**TASK PROMPT:** Find the string "this" in the records. Copy every line it appears in.

══ GIVEN DATA ══

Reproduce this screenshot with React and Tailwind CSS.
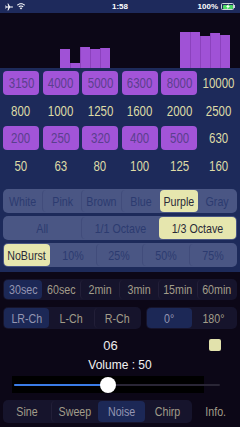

═══
══ GIVEN DATA ══

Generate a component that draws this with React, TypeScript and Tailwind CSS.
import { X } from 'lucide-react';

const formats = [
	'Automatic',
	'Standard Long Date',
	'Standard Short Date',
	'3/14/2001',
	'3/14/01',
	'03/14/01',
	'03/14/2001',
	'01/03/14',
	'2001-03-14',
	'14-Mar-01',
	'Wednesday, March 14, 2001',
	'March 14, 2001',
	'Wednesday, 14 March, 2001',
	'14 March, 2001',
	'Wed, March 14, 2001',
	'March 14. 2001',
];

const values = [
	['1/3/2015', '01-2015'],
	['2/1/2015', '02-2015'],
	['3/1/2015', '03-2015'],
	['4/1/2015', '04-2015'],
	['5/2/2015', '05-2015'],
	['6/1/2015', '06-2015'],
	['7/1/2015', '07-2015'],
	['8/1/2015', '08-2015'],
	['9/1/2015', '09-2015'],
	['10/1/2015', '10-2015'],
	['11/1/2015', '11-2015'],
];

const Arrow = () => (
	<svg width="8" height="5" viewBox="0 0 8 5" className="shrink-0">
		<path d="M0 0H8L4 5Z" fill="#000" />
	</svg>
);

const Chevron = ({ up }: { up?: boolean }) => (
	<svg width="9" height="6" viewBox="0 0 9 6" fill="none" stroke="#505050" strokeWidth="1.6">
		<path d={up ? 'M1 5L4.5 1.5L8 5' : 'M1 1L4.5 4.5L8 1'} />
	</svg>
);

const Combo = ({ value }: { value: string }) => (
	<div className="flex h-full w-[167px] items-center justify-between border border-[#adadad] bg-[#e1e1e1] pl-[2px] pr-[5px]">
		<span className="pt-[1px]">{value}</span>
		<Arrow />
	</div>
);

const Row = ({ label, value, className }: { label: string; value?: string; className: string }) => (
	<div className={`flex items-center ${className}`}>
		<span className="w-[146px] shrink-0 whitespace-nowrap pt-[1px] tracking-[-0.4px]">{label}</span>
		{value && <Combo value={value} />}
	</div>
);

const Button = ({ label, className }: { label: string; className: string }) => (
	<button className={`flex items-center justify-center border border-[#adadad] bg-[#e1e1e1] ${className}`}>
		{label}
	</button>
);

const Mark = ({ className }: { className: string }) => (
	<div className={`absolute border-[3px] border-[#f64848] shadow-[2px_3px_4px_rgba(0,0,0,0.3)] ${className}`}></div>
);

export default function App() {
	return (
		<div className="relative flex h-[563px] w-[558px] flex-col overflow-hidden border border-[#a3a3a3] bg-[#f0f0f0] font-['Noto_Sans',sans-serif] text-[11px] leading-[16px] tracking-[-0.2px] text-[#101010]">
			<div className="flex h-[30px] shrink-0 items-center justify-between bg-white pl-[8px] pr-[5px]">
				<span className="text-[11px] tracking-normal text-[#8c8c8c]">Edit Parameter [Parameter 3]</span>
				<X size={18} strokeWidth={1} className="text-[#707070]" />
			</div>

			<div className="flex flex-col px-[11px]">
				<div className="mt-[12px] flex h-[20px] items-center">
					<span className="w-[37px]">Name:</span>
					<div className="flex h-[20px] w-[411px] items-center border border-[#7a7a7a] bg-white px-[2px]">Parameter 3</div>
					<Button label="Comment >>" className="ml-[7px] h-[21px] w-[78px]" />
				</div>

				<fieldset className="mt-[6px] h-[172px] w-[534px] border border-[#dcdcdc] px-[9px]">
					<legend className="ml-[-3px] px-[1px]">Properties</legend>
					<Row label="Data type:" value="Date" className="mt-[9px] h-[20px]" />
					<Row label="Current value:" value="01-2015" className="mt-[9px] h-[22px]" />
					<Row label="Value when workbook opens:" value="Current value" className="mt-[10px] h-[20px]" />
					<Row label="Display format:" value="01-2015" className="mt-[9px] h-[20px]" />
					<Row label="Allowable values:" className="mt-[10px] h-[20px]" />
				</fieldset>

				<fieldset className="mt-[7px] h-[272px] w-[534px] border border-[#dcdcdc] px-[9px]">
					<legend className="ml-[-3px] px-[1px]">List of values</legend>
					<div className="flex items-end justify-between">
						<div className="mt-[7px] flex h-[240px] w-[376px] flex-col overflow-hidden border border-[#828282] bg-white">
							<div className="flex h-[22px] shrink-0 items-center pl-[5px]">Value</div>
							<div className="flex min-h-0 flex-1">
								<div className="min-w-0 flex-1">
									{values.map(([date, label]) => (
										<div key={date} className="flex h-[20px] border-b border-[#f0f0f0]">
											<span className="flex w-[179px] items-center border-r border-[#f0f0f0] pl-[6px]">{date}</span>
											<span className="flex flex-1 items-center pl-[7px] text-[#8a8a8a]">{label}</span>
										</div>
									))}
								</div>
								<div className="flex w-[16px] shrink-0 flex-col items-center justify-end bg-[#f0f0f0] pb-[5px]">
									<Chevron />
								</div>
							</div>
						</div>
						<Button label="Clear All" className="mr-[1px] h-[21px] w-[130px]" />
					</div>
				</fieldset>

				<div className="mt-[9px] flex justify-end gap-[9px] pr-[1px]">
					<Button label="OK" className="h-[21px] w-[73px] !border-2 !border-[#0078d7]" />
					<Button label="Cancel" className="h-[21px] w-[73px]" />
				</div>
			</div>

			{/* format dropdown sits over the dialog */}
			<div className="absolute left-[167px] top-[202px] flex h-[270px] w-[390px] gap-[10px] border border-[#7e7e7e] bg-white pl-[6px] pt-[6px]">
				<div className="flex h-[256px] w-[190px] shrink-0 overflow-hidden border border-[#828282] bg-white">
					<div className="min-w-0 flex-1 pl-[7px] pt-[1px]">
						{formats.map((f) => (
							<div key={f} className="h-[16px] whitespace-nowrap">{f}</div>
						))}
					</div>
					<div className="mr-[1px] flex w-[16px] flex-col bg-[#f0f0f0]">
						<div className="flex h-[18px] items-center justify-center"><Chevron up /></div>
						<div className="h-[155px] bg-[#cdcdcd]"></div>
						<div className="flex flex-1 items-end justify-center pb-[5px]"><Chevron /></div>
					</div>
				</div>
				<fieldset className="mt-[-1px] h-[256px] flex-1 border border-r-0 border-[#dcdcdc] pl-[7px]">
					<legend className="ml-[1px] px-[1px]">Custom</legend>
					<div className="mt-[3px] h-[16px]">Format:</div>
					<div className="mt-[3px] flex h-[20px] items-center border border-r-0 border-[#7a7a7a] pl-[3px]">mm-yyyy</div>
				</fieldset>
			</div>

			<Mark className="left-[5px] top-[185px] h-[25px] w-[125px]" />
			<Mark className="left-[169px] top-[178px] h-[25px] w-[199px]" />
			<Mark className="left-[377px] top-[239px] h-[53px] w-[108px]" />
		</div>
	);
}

═══

**RESPONSE BELOW:**
Reproduce this screenshot with React and Tailwind CSS.
Generate a component that draws this with React, TypeScript and Tailwind CSS.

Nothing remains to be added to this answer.